L’Album d'articles de voyages d'après les Modèles de Messieurs Godillot Père et Fils, catalogue d’articles proposés par la maison, permet d’appréhender la diversité des modèles : ce sont des articles de luxe ou des créations originales tel « ce hamac aérien ». « Le Bazar du voyage » qui s’adresse avant tout à une clientèle aristocratique ou issue de la haute bourgeoisie, est fragilisé par la Révolution de 1848.
Entrepreneur de spectacles
Alexis Godillot s’installe alors comme entrepreneur de fêtes publiques, prenant en charge les décorations lors d’évènements d’ampleur. Il installe par exemple les illuminations d’une partie de la place de la Concorde pour les fêtes du 15 août 1853 comme le rapportent la « Gazette des beaux Arts » ou le « Messager du midi ». Il est alors nommé « entrepreneur officiel des fêtes » et fournit décors ou lampions pendant tout le Second Empire.
Fournisseur des armées
Le Second Empire s’est lancé dans plusieurs campagnes militaires - la guerre de Crimée en 1854 ou la Campagne d’Italie en 1859 - et les équipements des soldats restent rudimentaires. Saisissant l’occasion, Alexis Godillot, qui évolue dans les sphères proches de l’Empereur, devient fournisseur des armées à la fois pour le matériel de campagne, comme les sacs et tentes, pour les uniformes (particulièrement bonnets et kepis) et pour les chaussures (100 000 paires en 1859).

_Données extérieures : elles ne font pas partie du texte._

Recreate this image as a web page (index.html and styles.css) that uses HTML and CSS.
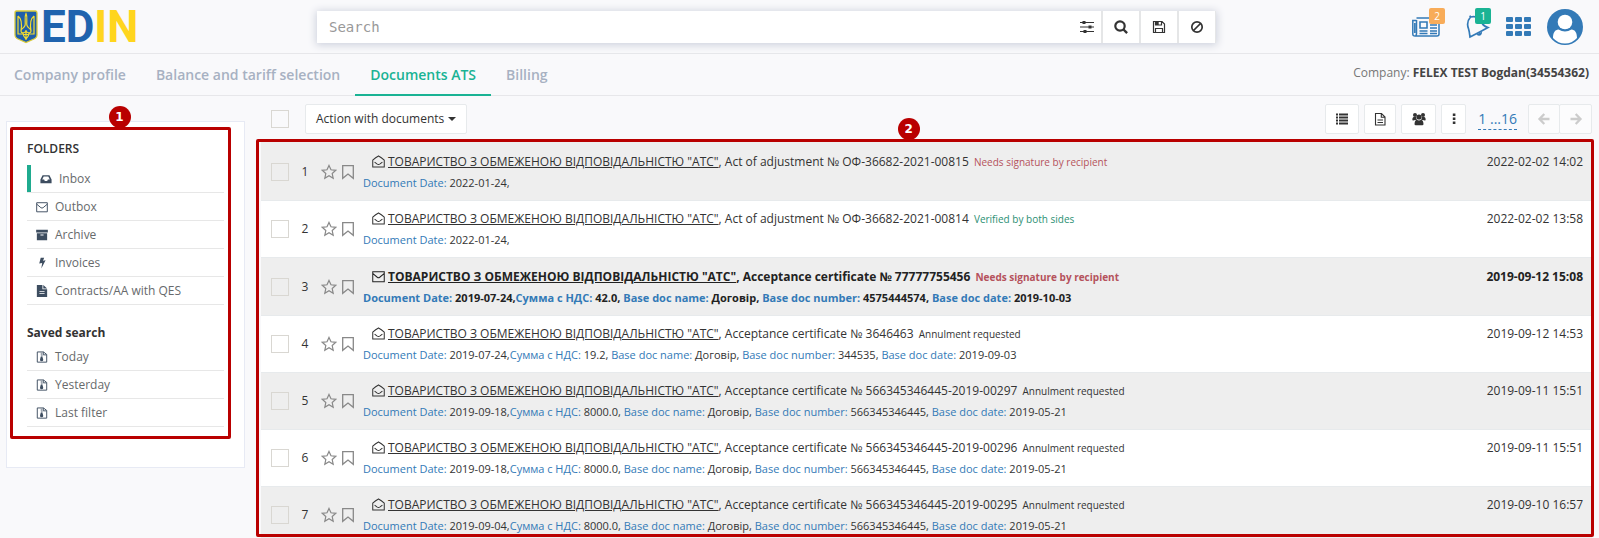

A. Laveran,Traité d'hygiène militaire, 1896
Les ateliers installés rue Rochechouart s’agrandissent régulièrement. La hausse des commandes assure le succès : ainsi le Journal d'agriculture pratique, de jardinage et d'économie domestique évoque la pénurie de cuir en raison des marchés pour la chaussure militaire concernant 2 millions de paires, en partie pour l’entreprise Godillot. Une corroierie est également installée rue Pétrelle pour le traitement du cuir.
Alexis Turgan, Les grandes usines, tome 13. CNAM, 1881
Visite dans les usines de fabrication
En 1881, Turgan consacre un chapitre de son ouvrage "Les grandes usines" aux installations de la maison Godillot. L’entreprise prend en charge toutes les étapes de la transformation. A Saint-Ouen, dont il a été nommé maire par décret impérial en 1857, Alexis Godilllot a installé une tannerie pour maîtriser l’approvisionnement en matières premières. Il dispose aussi d’ateliers à Nantes et Bordeaux employant environ 3000 ouvriers et ouvrières. L'établissement se veut un modèle dans l'utilisation de machines à coudre perfectionnées mais aussi dans une certaine division du travail.
Alexis Turgan, Les grandes usines, tome 13. CNAM, 1881
En 1880, la société se transforme en société anonyme sous le nom « Société générale des fournitures militaires ». Cette modification juridique entraîne des débats à l’Assemblée nationale, qui remettent aussi en question le monopole de l’entreprise Godillot sur les fournitures militaires.
La loi du 4 juillet 1881 substitue « le brodequin napolitain » au soulier comme chaussures d’opérations, mais il faut attendre 1893 pour épuiser les stocks déjà livrés. Les godillots restent utilisés comme « chaussures de repos » jusqu’en 1912, date à laquelle la loi met fin à leur utilisation en pointant les défauts de la chaussure : le godillot ne tient pas au pied et provoque des blessures aux pieds et aux chevilles.
Si le mot godillot désigne toujours des chaussures militaires, il se pare d'un nouveau sens péjoratif à la fin du 19e siècle comme synonyme de grosses chaussures.
Alexis Godillot se retire des affaires. Ses enfants n’ayant pas souhaité reprendre ses activités, l’entreprise Godillot recentre son activité de production de fournitures militaires à Saint-Ouen sous le nom des Etablissements Defossés jusqu'aux années 1950.